An Orison to Our Lord is a powerful meditational prayer-poem deeply set in traditions of affective piety felt for the incarnate, humanized Jesus. It asks a reader to identify corporeally with Jesus from his conception and birth — when “his goddede wes ihud in fleys” (line 6) — to his sweet vulnerability as a humble, submissive child. The nature of such an appeal breeds instinctive, protective affection for what is small and innocent. Then begins a sensate, increasingly brutal depiction of the Passion, which climaxes at the poem’s center, where horrific images of torture give way to a surreal subtext of sovereignty because the Crucifixion marks the moment of incarnate God’s transcendent victory. Ultimately, the speaker affirms that his faith has been deepened by this intense meditation upon Jesus as an example of supreme forbearance and patience, which he must try to match by firm belief (lines 57–58).

Composed in thirty-two couplets of irregular length, the poem has seven stanzas as indicated by colored capitals at the beginning of each. Anaphoric greetings to God unite the stanzas. Their usual form is “Jhesu, ich the grete,” causing the orison to become a salutation that hails Jesus in each stanza. Orison’s devotionalism resides empathetically in the petitioner’s sensate body. He is to imagine God in the flesh with his own flesh, meditating upon Jesus being born, raised, and then tortured. The prayer requests both bodily wellness and protection from God: “Of seorewe and sunne wite us myd isunde” (Keep us bodily whole against sorrow and sin; line 48). For further commentary on the fine craftsmanship of An Orison to Our Lord, see Fein-Children, pp. 222–23.
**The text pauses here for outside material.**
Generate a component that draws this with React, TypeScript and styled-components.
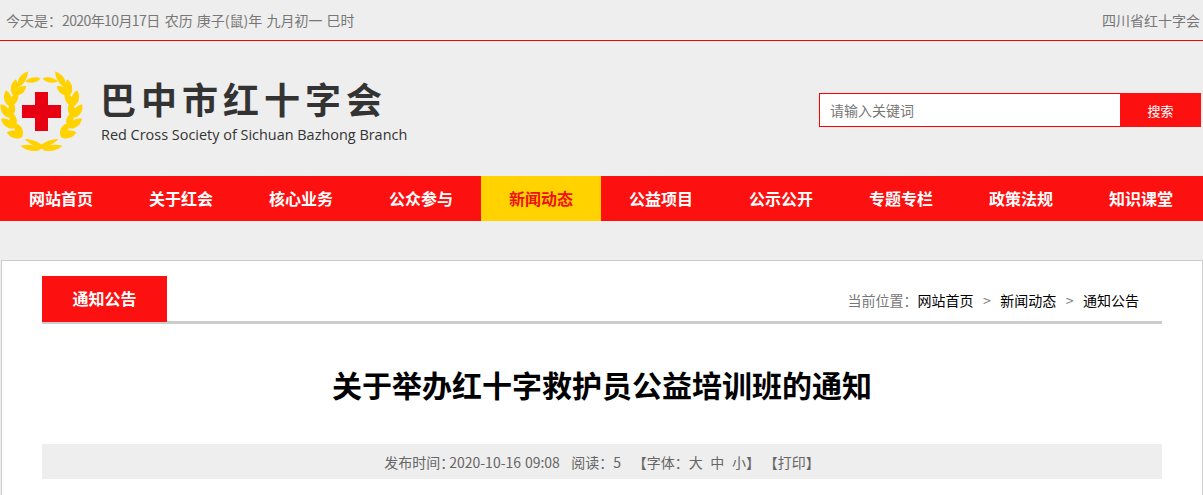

[Fols. 192r–193r. NIMEV 1948. DIMEV 3190. Quire: 5. Meter: 64 lines, rhyming in couplets, aa4–7, in stanzas of irregular length. Layout: Lines of irregular length, with medial and end punctuation (some looking like septenaries). A few times, two lines are copied continuously. Colored initials divide the lines into stanzas of irregular length: 8, 10, or 12 lines long. Because long lines are few, the caesureas are not indicated by spacing in this edition. Editions: Morris, pp. 139–41; Fein-Children, pp. 213–15, 222–23. Other MSS: None. Seventeenth-century transcription: Aberystwyth, National Library of Wales, MS Peniarth 120, pp. 601–17, by Welsh antiquary Edward Lluyd, Assistant Keeper (1683–1689) and Keeper (1691–1709) of the Ashmoleian Museum, Oxford (Hill-History, p. 203n1; and Hill-Part2, p. 276).]